Some forms of these intangible items are known as capital assets and appear on a company’s financial statements while others are not included. For example, a company would list a trademark or patent as an asset on its balance sheet.
The company may need to do in-depth research to determine a realistic market price for intangible objects. Once a value is assigned to this property, the company may write off some of the cost of creating the object. An example may be the cost associated with compiling a customer or client mailing list or hiring a lawyer to file a patent application.
Fast Fact
Intangible personal property may often be referred to as incorporeal property.
Tax Implications for Intangible Personal Property
The Internal Revenue Service (IRS) does impose capital gains taxes on any tangible property that individuals and corporations sell. But it can be cloudy when it comes to intangible assets. Since there is no actual physical shape to this type of property, it doesn’t have an assigned or hard value, which makes it hard to account for and evaluate. As such, not all forms of intangible personal property are taxable.
Some types of intangible assets are, though, making them eligible for capital gains or losses.

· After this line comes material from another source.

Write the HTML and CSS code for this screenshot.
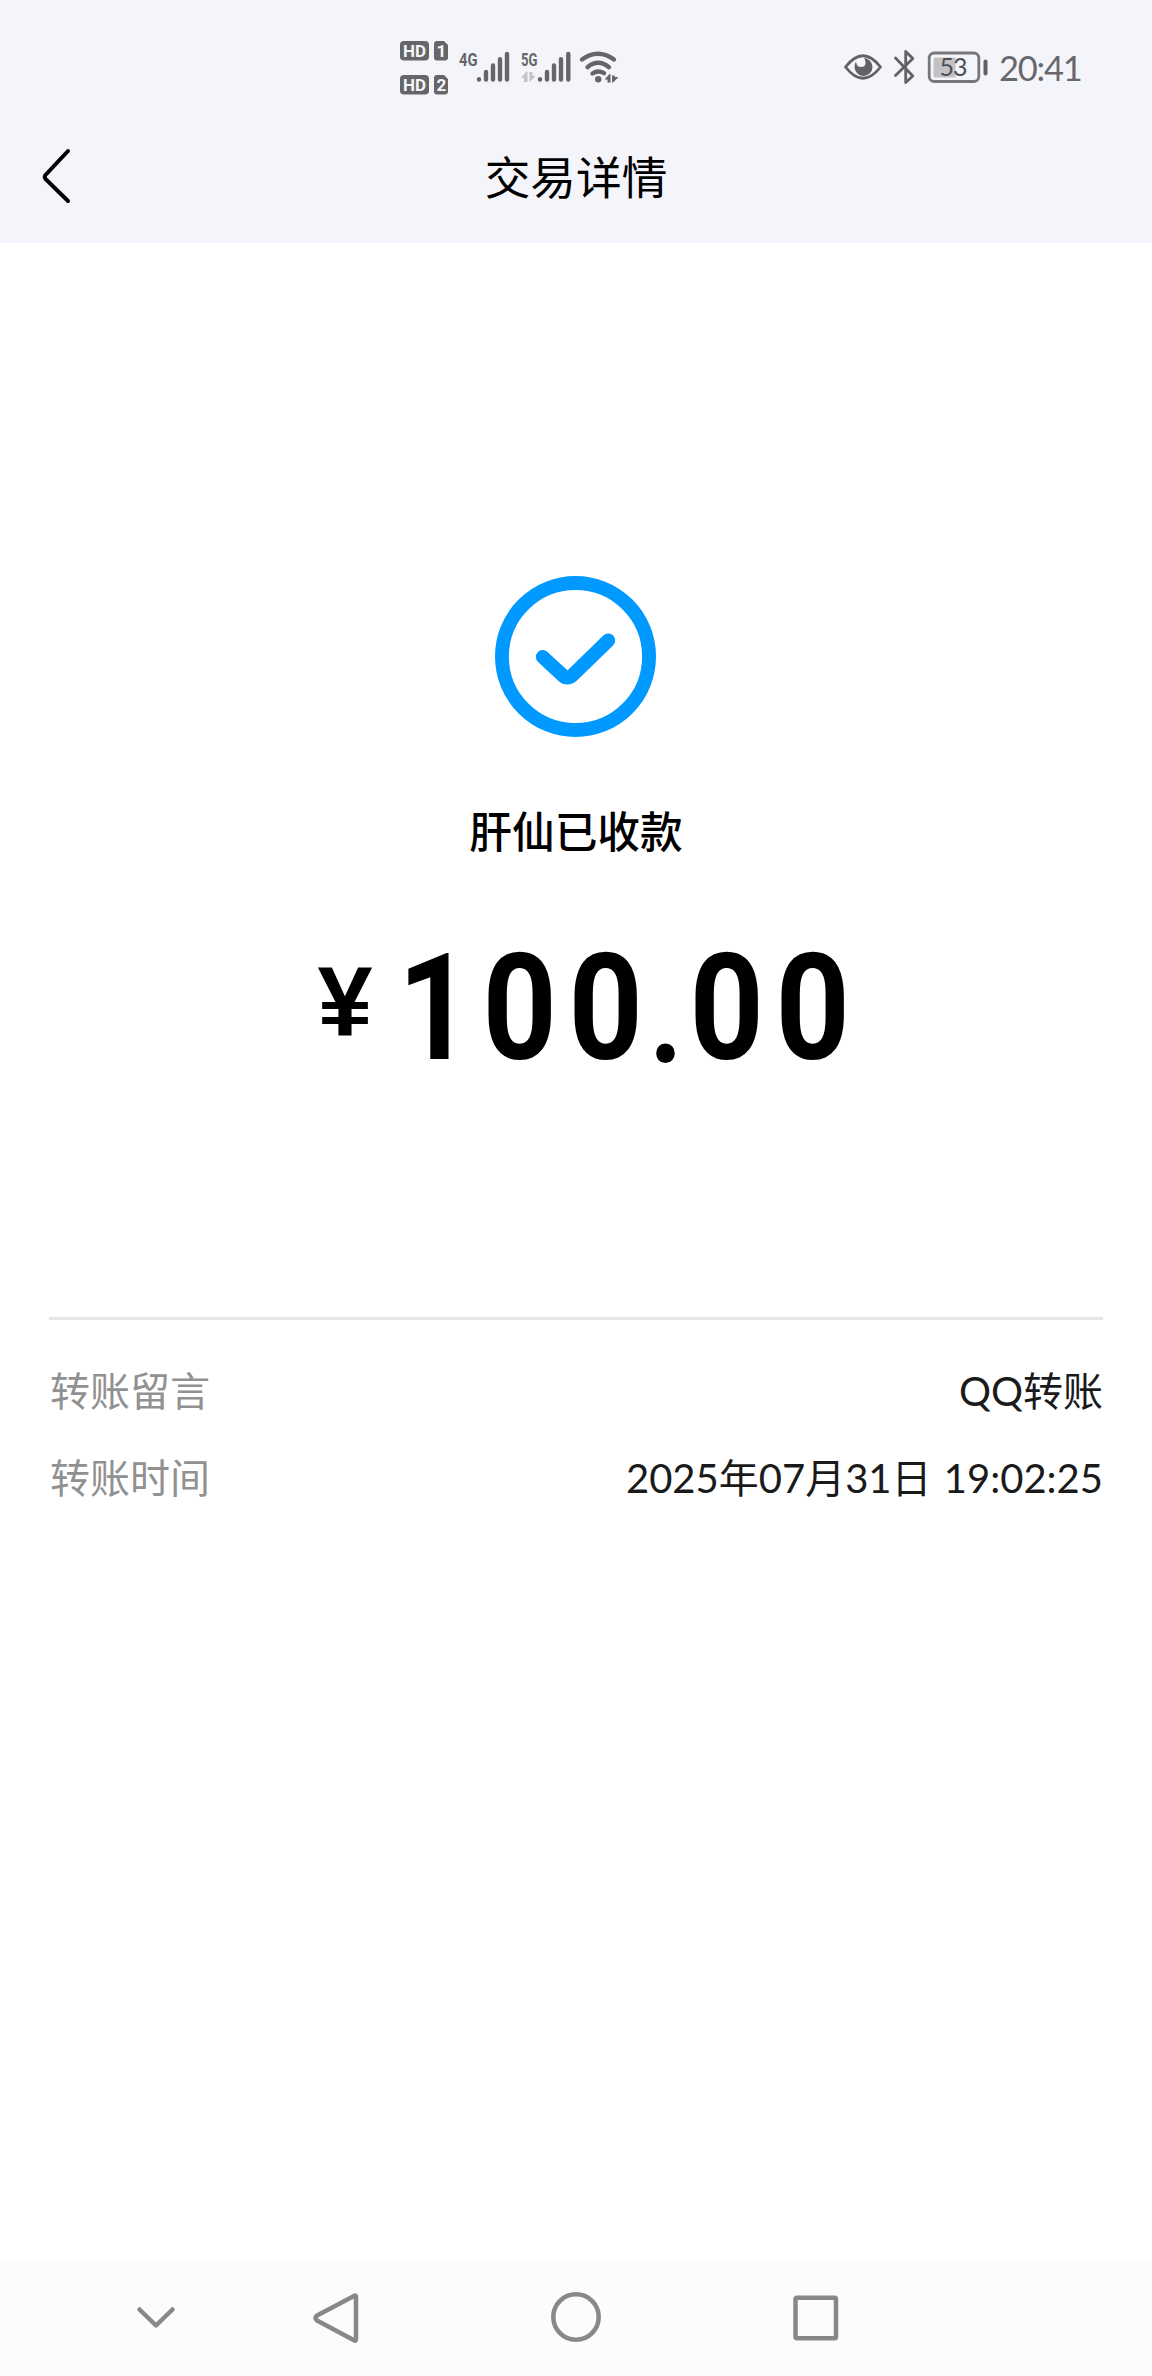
FILE: index.html
```html
<!DOCTYPE html>
<html lang="zh-CN">
<head>
<meta charset="utf-8">
<meta name="viewport" content="width=device-width, initial-scale=1">
<title>交易详情</title>
<link rel="stylesheet" href="styles.css">
</head>
<body>
<header class="top">
  <div class="status-bar">
    <svg class="status-left" viewBox="390 30 240 75" width="240" height="75" fill="#666669">
      <rect x="400" y="41" width="29" height="19.5" rx="4"/>
      <rect x="400" y="75" width="29" height="19.5" rx="4"/>
      <path d="M437 41h7l4 4v12.500a3 3 0 0 1-3 3h-8a3 3 0 0 1-3-3v-13.500a3 3 0 0 1 3-3z"/>
      <path d="M437 75h7l4 4v12.500a3 3 0 0 1-3 3h-8a3 3 0 0 1-3-3v-13.500a3 3 0 0 1 3-3z"/>
      <g class="badge-text" fill="#f4f5fa">
        <text x="403" y="57" textLength="23" lengthAdjust="spacingAndGlyphs">HD</text>
        <text x="403" y="91" textLength="23" lengthAdjust="spacingAndGlyphs">HD</text>
        <text x="436.500" y="57">1</text>
        <text x="436.500" y="91">2</text>
      </g>
      <g class="net-text">
        <text x="459" y="65.500" textLength="18.500" lengthAdjust="spacingAndGlyphs">4G</text>
        <text x="521" y="65.500" textLength="16.500" lengthAdjust="spacingAndGlyphs">5G</text>
      </g>
      <g fill="none" stroke="#666669" stroke-width="4.400" stroke-linecap="round">
        <path d="M479 79.300v.2M486 72v7.500M493 65.500v14M500 59.300v20.200M507 54v25.500"/>
        <path d="M540 79.300v.2M547 72v7.500M554 65.500v14M561 59.300v20.200M568.300 54v25.500"/>
        <path d="M582 59.500Q598 48 614 59.500M587.500 67.200Q598 58.500 609 67.200M592.500 73.500Q598 69.800 604 73.200"/>
      </g>
      <circle cx="598.200" cy="79.200" r="3.200"/>
      <path fill="#c3c4c8" d="M521 78l5.500-6.500h1v10.500h-3.500v-4zM529.500 72h3v4h2.500v1l-5.500 5z"/>
      <path d="M604.500 79.500l5-5.500h1v8.500h-3v-3zM612 75.500h2.800v1.500h3.200v.8l-5 4.700h-1z"/>
    </svg>
    <div class="status-right">
      <svg viewBox="840 40 150 50" width="150" height="50" fill="none" stroke="#626266" stroke-width="2.800" stroke-linejoin="round" stroke-linecap="round">
        <path d="M845.500 67Q863 44.500 880.500 67Q863 89.500 845.500 67z"/>
        <path fill="#626266" stroke="none" d="M864 58a9 9 0 1 1-9.500 9q0-3 1.500-5.500q.5 5.500 5 5.500q5 0 4.500-5q-.3-2.500-1.500-4z"/>
        <path d="M895.500 58L912.800 76L905.700 82.500V51.500L912.800 58.500L895.500 75.500"/>
        <rect x="929.200" y="53" width="49.600" height="28.500" rx="5" stroke="#77777b"/>
        <path fill="#c2c2c5" stroke="none" d="M935 57.500h20.500v20h-20.500a1.500 1.500 0 0 1-1.500-1.500v-17a1.500 1.500 0 0 1 1.500-1.500z"/>
        <path d="M985.500 61.500v12" stroke-width="4"/>
        <text class="battery-text" x="939.500" y="76.200" fill="#505054" stroke="none" textLength="28">53</text>
      </svg>
      <span class="clock">20:41</span>
    </div>
  </div>
  <div class="title-bar">
    <svg class="back" viewBox="0 0 32 58" width="32" height="58"><path d="M28 4L5.500 28Q4 30 5.500 32L28 54" fill="none" stroke="#000" stroke-width="4" stroke-linecap="round"/></svg>
    <h1 class="title">交易详情</h1>
  </div>
</header>
<main class="content">
  <svg class="success" viewBox="0 0 160 160" width="161" height="161" fill="none" stroke="#0099ff" stroke-width="13.800" stroke-linecap="round">
    <circle cx="80" cy="80" r="73.100"/>
    <path d="M47.500 80.500L67.500 99Q72 103 76.500 99L112.500 64"/>
  </svg>
  <p class="state">肝仙已收款</p>
  <div class="amount">
    <span class="yen">¥</span><span class="digit one">1</span><span class="digit">0</span><span class="digit">0</span><span class="digit dot">.</span><span class="digit">0</span><span class="digit">0</span>
  </div>
  <dl class="details">
    <div class="row"><dt>转账留言</dt><dd>QQ转账</dd></div>
    <div class="row"><dt>转账时间</dt><dd>2025年07月31日 19:02:25</dd></div>
  </dl>
</main>
<nav class="nav-bar">
  <svg viewBox="0 0 60 60" width="60" height="60"><path d="M13.500 22.500L30 38.500L46.500 22.500"/></svg>
  <svg viewBox="0 0 60 60" width="60" height="60"><path d="M48.500 8.700L11 28.500Q8 31 11 33.500L48.500 53.500Q50 54 50 52.500V10Q50 8 48.500 8.700z"/></svg>
  <svg viewBox="0 0 60 60" width="60" height="60"><circle cx="30" cy="30" r="22.700"/></svg>
  <svg viewBox="0 0 60 60" width="60" height="60"><rect x="9.500" y="10.800" width="40.500" height="40.500" rx="1.500"/></svg>
</nav>
</body>
</html>
```
FILE: styles.css
```css
* {
  box-sizing: border-box;
}

body {
  margin: 0;
  min-height: 2376px;
  display: flex;
  flex-direction: column;
  background: #fff;
  color: #000;
  font-family: Lato, "Noto Sans CJK SC", sans-serif;
}

.top {
  height: 243px;
  background: #f4f5fa;
}

.status-bar {
  height: 120px;
  padding: 30px 72px 0 390px;
  display: flex;
  justify-content: space-between;
  align-items: flex-start;
}

.badge-text,
.net-text {
  font-family: Roboto, sans-serif;
  font-weight: 700;
  font-size: 17px;
}

.net-text {
  font-size: 18.500px;
}

.battery-text {
  font-family: Lato, sans-serif;
  font-size: 25px;
}

.status-right {
  display: flex;
  padding-top: 10px;
}

.clock {
  width: 90px;
  padding-left: 9px;
  font-size: 34.500px;
  line-height: 55px;
  letter-spacing: -1.200px;
  color: #68686c;
}

.title-bar {
  height: 122px;
  display: grid;
  grid-template-columns: 40px 1fr 40px;
  align-items: center;
  padding: 0 38px;
}

.back {
  margin: -11px 0 0 2px;
}

.title {
  margin: -13px 0 0;
  text-align: center;
  font-size: 45.700px;
  line-height: 60px;
  font-weight: 400;
  font-family: "Noto Sans CJK SC", sans-serif;
}

.content {
  flex: 1;
  display: flex;
  flex-direction: column;
  align-items: center;
  padding: 333px 49px 0;
}

.success {
  margin-right: 1px;
}

.state {
  margin: 62px 0 0;
  font: 500 42.700px/60px "Noto Sans CJK SC", sans-serif;
}

.amount {
  display: flex;
  height: 176px;
  margin-top: 61px;
  font-family: Roboto, sans-serif;
  font-weight: 700;
  line-height: 176px;
  align-self: flex-start;
  padding-left: 252px;
}

.yen {
  width: 92px;
  padding-right: 4px;
  text-align: center;
  font-family: "Liberation Sans", sans-serif;
  font-size: 99px;
  line-height: 162px;
}

.digit {
  width: 85.500px;
  display: flex;
  justify-content: center;
  font-size: 149px;
  transform: scaleX(.87);
}

.one {
  width: 84px;
}

.dot {
  width: 36px;
  font-size: 134px;
  line-height: 194px;
}

.details {
  align-self: stretch;
  margin: 221px 0 0;
  padding-top: 31px;
  border-top: 3px solid #e5e5e5;
}

.row {
  height: 87px;
  display: flex;
  justify-content: space-between;
  font-size: 40px;
  line-height: 80px;
}

.row dt {
  padding-left: 1px;
  color: #919191;
}

.row dd {
  margin: 0;
  color: #1a1a1a;
  word-spacing: 2px;
}

.nav-bar {
  height: 117px;
  padding: 28px 0 0 126px;
  display: grid;
  grid-template-columns: 180px 240px 240px 60px;
  background: #fcfcfc;
}

.nav-bar svg {
  fill: none;
  stroke: #888;
  stroke-width: 4.500;
  stroke-linecap: round;
  stroke-linejoin: round;
}
```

Capital gains are realized when they’re sold at a higher price while capital losses result from a lower price than the original purchase price. The value is determined by any intellectual or non-physical attributes. For instance, a musical composition may be taxed when it is sold to someone else at a different price than when it was originally purchased.
While tangible assets may be depreciated, the IRS requires that property owners amortize “over 15 years the capitalized costs” any intangibles that were purchased before August 1993. That’s because they are commonly given a 15-year life. These refer to any assets held for the purpose of trade or business.
Warning
Certain intangible assets may be taxed as ordinary income, though, thanks to the Tax Cuts and Jobs Act of 2017. This may include things like intellectual property, digital assets, or patents. Make sure you consult a tax professional about how to handle your intangibles.
Comparing Intangible and Tangible Personal Properties
As noted above, intangible personal property is anything without obvious value that can’t be physically manipulated. Tangible personal property, on the other hand, is anything that can be held and anything with discernable value. As such, it can be moved around.
Tangible assets can be used in the day-to-day operations of a business or by individuals in their daily lives. Examples include machinery, vehicles, jewelry, art, electronics, and furniture. Things like smartphones and collectibles also fall in this category.
This kind of personal property is subject to depreciation. either on an accelerated basis or using the five- or seven-year periods. Taxation occurs on an ad valorem basis, which requires the use of an appraiser to assess the value. It can also be taxed on the actual value—the difference between the sale and the purchase price.
Important
Real estate is not considered personal property because it cannot be moved, which is a determining factor in identifying personal property.
Real-World Examples of Intangible Personal Property
Let’s say Firm XYZ invented a liquid, that when rubbed on a tattoo, causes it to blend into the surrounding skin rendering it invisible. There is also a solvent used to remove the tattoo obstructing solution. Firm XYZ issues a patent for both formulas. The patent, which keeps others from copying the formulas, gives the company sole ownership rights over this invention for the duration of the patent.
The firm enjoys the financial benefits of being the sole seller of this breakthrough tattoo obstructing concoction. Those financial benefits can be represented by the patent, which does not have any inherent value itself but is valuable because of these future benefits. The company will include the patents as a capital asset and may write off some of the expenses required to list the patent
What Types of Assets Are Considered Intangible Personal Property?
Intangible personal property is anything with no obvious and assigned value and can’t be physically held. Examples include copyrights, patents, intellectual property, investments, digital assets, along with anything that has image, social, or reputational capital.
What’s the Difference Between Intangible and Tangible Personal Property?
Intangible personal property is any type of asset that has value but isn’t physical in nature. Examples of intangible personal property are copyrights, patents, intellectual property, and investments. Assets that can be represented with social or reputational capital also qualify as intangible personal property. Tangible personal property, on the other hand, refers to assets that can be touched and have an assigned value, such as jewelry, art, machinery, and electronics.
Is Intangible Property Taxable?
Intangible personal property has no physical shape and, as such, has no assigned value. This makes it hard to account for and properly evaluate them. But there are certain forms of intangible personal property that are subject to capital gains taxes. This happens when they are sold at a higher price than when they were purchased. An asset’s value and, therefore, any capital gains that result from its sale are based on its physical attributes and intellectual content. Things like music compositions are assets that have great value and may result in capital gains when/if they are sold. Some assets may be taxed as ordinary income, such as patents or other forms of intellectual property.
The Bottom Line
Intangible personal property includes valuable non-physical assets like patents, copyrights, goodwill, and digital media. Unlike tangible items, these assets can’t be touched and are harder to value, with tax treatment varying by type.
As they increasingly shape personal wealth and business value, understanding them, and seeking guidance when needed, is important.